Repeat the listing word for word. No pictures belong in the copy.

▶ **GIVEN INFORMATION**:
= = = =

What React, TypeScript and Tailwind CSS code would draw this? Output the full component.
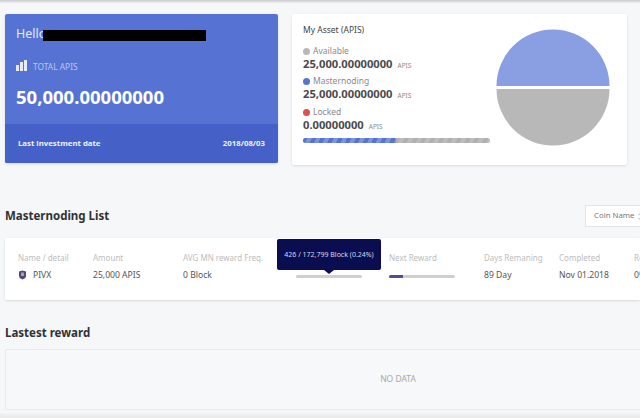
export default function App() {
  const font = { fontFamily: '"Noto Sans", sans-serif' };
  return (
    <div style={font} className="relative h-[418px] w-[640px] overflow-hidden bg-[#f6f7f9] text-[#3c3c3c]">
      <div className="h-[3px] bg-gradient-to-b from-[#c9cacc] to-[#eff0f2]" />
      <div className="flex items-start pl-[5px] pt-[11px]">
        <div className="flex h-[149px] w-[273px] shrink-0 flex-col overflow-hidden rounded-[2px] bg-[#5673d3] text-white shadow-sm">
          <div className="flex-1 pl-[11px] pr-3 pt-[10px]">
            <div className="relative h-[20px] text-[12.5px] leading-[20px] text-[#e4e9f8]">
              Hello
              <span className="absolute left-[27px] top-[6px] h-[11px] w-[163px] bg-black" />
            </div>
            <div className="mt-[16px] flex h-[14px] items-center gap-[6px]">
              <svg className="-mt-[4px]" width="11" height="11" viewBox="0 0 11 11" fill="#e8ecfa">
                <rect x="0" y="5" width="3" height="6" />
                <rect x="4" y="2" width="3" height="9" />
                <rect x="8" y="0" width="3" height="11" />
              </svg>
              <span className="text-[8.4px] leading-none text-[#b9c6ee]">TOTAL APIS</span>
            </div>
            <div className="mt-[11px] text-[18.5px] font-bold leading-[24px] text-white">50,000.00000000</div>
          </div>
          <div className="flex h-[39px] items-center justify-between bg-[#4561c8] pl-[13px] pr-[13px] text-[7.8px] font-bold leading-none text-[#eef1fb]">
            <span>Last investment date</span>
            <span>2018/08/03</span>
          </div>
        </div>
        <div className="ml-[14px] flex h-[151px] w-[335px] shrink-0 rounded-[2px] bg-white pl-[11px] pr-[18px] pt-[9px] shadow-sm">
          <div className="w-[187px] shrink-0">
            <div className="text-[8.5px] leading-[14px] text-[#444]">My Asset (APIS)</div>
            <Legend top="mt-[8px]" color="bg-[#b8b8b8]" label="Available" value="25,000.00000000" />
            <Legend top="mt-[4px]" color="bg-[#5673d3]" label="Masternoding" value="25,000.00000000" />
            <Legend top="mt-[5px]" color="bg-[#d9534f]" label="Locked" value="0.00000000" />
            <div className="mt-[6px] flex h-[5px] overflow-hidden rounded-[3px] bg-[repeating-linear-gradient(115deg,#bdbdbd_0,#bdbdbd_4px,#b0b0b0_4px,#b0b0b0_8px)]">
              <div className="h-full w-[93px] bg-[repeating-linear-gradient(115deg,#5673d3_0,#5673d3_4px,#7b93e0_4px,#7b93e0_8px)]" />
            </div>
          </div>
          <svg className="ml-[6px] mt-[6px] shrink-0" width="114" height="118" viewBox="0 0 114 118">
            <path d="M0.5 57 A56.5 56.5 0 0 1 113.5 57 Z" fill="#8a9ee2" />
            <path d="M0.5 60 A56.5 56.5 0 0 0 113.5 60 Z" fill="#b8b8b8" />
          </svg>
        </div>
      </div>

      <div className="relative mt-[39px] flex h-[24px] items-center pl-[5px]">
        <h2 className="text-[11.5px] font-bold leading-none text-[#2f3237]">Masternoding List</h2>
        <div className="absolute left-[585px] top-[1px] flex h-[22px] w-[70px] items-center rounded-[1px] border border-[#e3e4e7] bg-white pl-[8px] text-[7.8px] text-[#777]">
          Coin Name
          <svg className="ml-[3px]" width="5" height="9" viewBox="0 0 5 9" fill="none" stroke="#999" strokeWidth="0.8">
            <path d="M0.5 3 L2.5 1 L4.5 3 M0.5 6 L2.5 8 L4.5 6" />
          </svg>
        </div>
      </div>

      <div className="relative ml-[5px] mt-[10px] flex h-[62px] rounded-l-[2px] bg-white pl-[13px] pt-[14px] text-[8.6px] shadow-sm">
        <Col w="w-[75px]" head="Name / detail">
          <span className="flex items-center gap-[6px]">
            <svg width="9" height="10" viewBox="0 0 9 10">
              <path d="M1 1.5 L4.5 0.5 L8 1.5 L8 6 Q8 8 4.5 9.5 Q1 8 1 6 Z" fill="#54496f" />
              <rect x="3" y="2.5" width="3" height="3.5" fill="#a99cc4" />
            </svg>
            PIVX
          </span>
        </Col>
        <Col w="w-[90px]" head="Amount">25,000 APIS</Col>
        <Col w="w-[113px]" head="AVG MN reward Freq.">0 Block</Col>
        <div className="w-[93px] shrink-0 pt-[23px]">
          <div className="h-[3px] w-[66px] rounded-full bg-[#cfcfcf]" />
        </div>
        <div className="w-[95px] shrink-0">
          <div className="h-[12px] text-[8px] leading-[12px] text-[#bdbdbd]">Next Reward</div>
          <div className="mt-[11px] h-[3px] w-[66px] overflow-hidden rounded-full bg-[#cfcfcf]">
            <div className="h-full w-[14px] bg-[#5a4a8a]" />
          </div>
        </div>
        <Col w="w-[75px]" head="Days Remaning">89 Day</Col>
        <Col w="w-[75px]" head="Completed">Nov 01.2018</Col>
        <Col w="w-[40px]" head="Re">0%</Col>

        <div className="absolute left-[272px] top-[1px] flex h-[31px] w-[104px] items-center justify-center rounded-[2px] bg-[#0a0d4f] text-[7px] leading-none text-[#d5d7ee]">
          426 / 172,799 Block (0.24%)
          <span className="absolute -bottom-[4px] left-[47px] h-0 w-0 border-x-[5px] border-t-[4px] border-x-transparent border-t-[#0a0d4f]" />
        </div>
      </div>

      <h2 className="ml-[5px] mt-[25px] text-[11.5px] font-bold leading-[16px] text-[#2f3237]">Lastest reward</h2>
      <div className="ml-[5px] mt-[8px] flex h-[61px] items-center justify-center rounded-l-[2px] border border-r-0 border-[#e9eaec] bg-[#f7f8fa] pl-[150px] text-[8.5px] text-[#a8a8a8]">
        NO DATA
      </div>
      <div className="absolute bottom-0 left-0 h-[5px] w-full bg-gradient-to-b from-[#f3f4f6] to-[#e6e7e9]" />
    </div>
  );
}

function Legend({ top, color, label, value }: { top: string; color: string; label: string; value: string }) {
  return (
    <div className={top}>
      <div className="flex h-[13px] items-center gap-[3px] text-[8.5px] leading-none text-[#8a8a8a]">
        <span className={`h-[7px] w-[7px] rounded-full ${color}`} />
        {label}
      </div>
      <div className="flex h-[13px] items-baseline gap-[5px] leading-none">
        <span className="text-[11.2px] font-bold text-[#4a4a4a]">{value}</span>
        <span className="text-[6.5px] text-[#8a8a8a]">APIS</span>
      </div>
    </div>
  );
}

function Col({ w, head, children }: { w: string; head: string; children: React.ReactNode }) {
  return (
    <div className={`${w} shrink-0 whitespace-nowrap`}>
      <div className="h-[12px] text-[8px] leading-[12px] text-[#bdbdbd]">{head}</div>
      <div className="mt-[4px] h-[14px] leading-[14px] text-[#555]">{children}</div>
    </div>
  );
}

= = = =

▶ **ANSWER IN FULL**:
What React, TypeScript and Tailwind CSS code would draw this? Output the full component.
export default function App() {
  const font = { fontFamily: '"Noto Sans", sans-serif' };
  return (
    <div style={font} className="relative h-[418px] w-[640px] overflow-hidden bg-[#f6f7f9] text-[#3c3c3c]">
      <div className="h-[3px] bg-gradient-to-b from-[#c9cacc] to-[#eff0f2]" />
      <div className="flex items-start pl-[5px] pt-[11px]">
        <div className="flex h-[149px] w-[273px] shrink-0 flex-col overflow-hidden rounded-[2px] bg-[#5673d3] text-white shadow-sm">
          <div className="flex-1 pl-[11px] pr-3 pt-[10px]">
            <div className="relative h-[20px] text-[12.5px] leading-[20px] text-[#e4e9f8]">
              Hello
              <span className="absolute left-[27px] top-[6px] h-[11px] w-[163px] bg-black" />
            </div>
            <div className="mt-[16px] flex h-[14px] items-center gap-[6px]">
              <svg className="-mt-[4px]" width="11" height="11" viewBox="0 0 11 11" fill="#e8ecfa">
                <rect x="0" y="5" width="3" height="6" />
                <rect x="4" y="2" width="3" height="9" />
                <rect x="8" y="0" width="3" height="11" />
              </svg>
              <span className="text-[8.4px] leading-none text-[#b9c6ee]">TOTAL APIS</span>
            </div>
            <div className="mt-[11px] text-[18.5px] font-bold leading-[24px] text-white">50,000.00000000</div>
          </div>
          <div className="flex h-[39px] items-center justify-between bg-[#4561c8] pl-[13px] pr-[13px] text-[7.8px] font-bold leading-none text-[#eef1fb]">
            <span>Last investment date</span>
            <span>2018/08/03</span>
          </div>
        </div>
        <div className="ml-[14px] flex h-[151px] w-[335px] shrink-0 rounded-[2px] bg-white pl-[11px] pr-[18px] pt-[9px] shadow-sm">
          <div className="w-[187px] shrink-0">
            <div className="text-[8.5px] leading-[14px] text-[#444]">My Asset (APIS)</div>
            <Legend top="mt-[8px]" color="bg-[#b8b8b8]" label="Available" value="25,000.00000000" />
            <Legend top="mt-[4px]" color="bg-[#5673d3]" label="Masternoding" value="25,000.00000000" />
            <Legend top="mt-[5px]" color="bg-[#d9534f]" label="Locked" value="0.00000000" />
            <div className="mt-[6px] flex h-[5px] overflow-hidden rounded-[3px] bg-[repeating-linear-gradient(115deg,#bdbdbd_0,#bdbdbd_4px,#b0b0b0_4px,#b0b0b0_8px)]">
              <div className="h-full w-[93px] bg-[repeating-linear-gradient(115deg,#5673d3_0,#5673d3_4px,#7b93e0_4px,#7b93e0_8px)]" />
            </div>
          </div>
          <svg className="ml-[6px] mt-[6px] shrink-0" width="114" height="118" viewBox="0 0 114 118">
            <path d="M0.5 57 A56.5 56.5 0 0 1 113.5 57 Z" fill="#8a9ee2" />
            <path d="M0.5 60 A56.5 56.5 0 0 0 113.5 60 Z" fill="#b8b8b8" />
          </svg>
        </div>
      </div>

      <div className="relative mt-[39px] flex h-[24px] items-center pl-[5px]">
        <h2 className="text-[11.5px] font-bold leading-none text-[#2f3237]">Masternoding List</h2>
        <div className="absolute left-[585px] top-[1px] flex h-[22px] w-[70px] items-center rounded-[1px] border border-[#e3e4e7] bg-white pl-[8px] text-[7.8px] text-[#777]">
          Coin Name
          <svg className="ml-[3px]" width="5" height="9" viewBox="0 0 5 9" fill="none" stroke="#999" strokeWidth="0.8">
            <path d="M0.5 3 L2.5 1 L4.5 3 M0.5 6 L2.5 8 L4.5 6" />
          </svg>
        </div>
      </div>

      <div className="relative ml-[5px] mt-[10px] flex h-[62px] rounded-l-[2px] bg-white pl-[13px] pt-[14px] text-[8.6px] shadow-sm">
        <Col w="w-[75px]" head="Name / detail">
          <span className="flex items-center gap-[6px]">
            <svg width="9" height="10" viewBox="0 0 9 10">
              <path d="M1 1.5 L4.5 0.5 L8 1.5 L8 6 Q8 8 4.5 9.5 Q1 8 1 6 Z" fill="#54496f" />
              <rect x="3" y="2.5" width="3" height="3.5" fill="#a99cc4" />
            </svg>
            PIVX
          </span>
        </Col>
        <Col w="w-[90px]" head="Amount">25,000 APIS</Col>
        <Col w="w-[113px]" head="AVG MN reward Freq.">0 Block</Col>
        <div className="w-[93px] shrink-0 pt-[23px]">
          <div className="h-[3px] w-[66px] rounded-full bg-[#cfcfcf]" />
        </div>
        <div className="w-[95px] shrink-0">
          <div className="h-[12px] text-[8px] leading-[12px] text-[#bdbdbd]">Next Reward</div>
          <div className="mt-[11px] h-[3px] w-[66px] overflow-hidden rounded-full bg-[#cfcfcf]">
            <div className="h-full w-[14px] bg-[#5a4a8a]" />
          </div>
        </div>
        <Col w="w-[75px]" head="Days Remaning">89 Day</Col>
        <Col w="w-[75px]" head="Completed">Nov 01.2018</Col>
        <Col w="w-[40px]" head="Re">0%</Col>

        <div className="absolute left-[272px] top-[1px] flex h-[31px] w-[104px] items-center justify-center rounded-[2px] bg-[#0a0d4f] text-[7px] leading-none text-[#d5d7ee]">
          426 / 172,799 Block (0.24%)
          <span className="absolute -bottom-[4px] left-[47px] h-0 w-0 border-x-[5px] border-t-[4px] border-x-transparent border-t-[#0a0d4f]" />
        </div>
      </div>

      <h2 className="ml-[5px] mt-[25px] text-[11.5px] font-bold leading-[16px] text-[#2f3237]">Lastest reward</h2>
      <div className="ml-[5px] mt-[8px] flex h-[61px] items-center justify-center rounded-l-[2px] border border-r-0 border-[#e9eaec] bg-[#f7f8fa] pl-[150px] text-[8.5px] text-[#a8a8a8]">
        NO DATA
      </div>
      <div className="absolute bottom-0 left-0 h-[5px] w-full bg-gradient-to-b from-[#f3f4f6] to-[#e6e7e9]" />
    </div>
  );
}

function Legend({ top, color, label, value }: { top: string; color: string; label: string; value: string }) {
  return (
    <div className={top}>
      <div className="flex h-[13px] items-center gap-[3px] text-[8.5px] leading-none text-[#8a8a8a]">
        <span className={`h-[7px] w-[7px] rounded-full ${color}`} />
        {label}
      </div>
      <div className="flex h-[13px] items-baseline gap-[5px] leading-none">
        <span className="text-[11.2px] font-bold text-[#4a4a4a]">{value}</span>
        <span className="text-[6.5px] text-[#8a8a8a]">APIS</span>
      </div>
    </div>
  );
}

function Col({ w, head, children }: { w: string; head: string; children: React.ReactNode }) {
  return (
    <div className={`${w} shrink-0 whitespace-nowrap`}>
      <div className="h-[12px] text-[8px] leading-[12px] text-[#bdbdbd]">{head}</div>
      <div className="mt-[4px] h-[14px] leading-[14px] text-[#555]">{children}</div>
    </div>
  );
}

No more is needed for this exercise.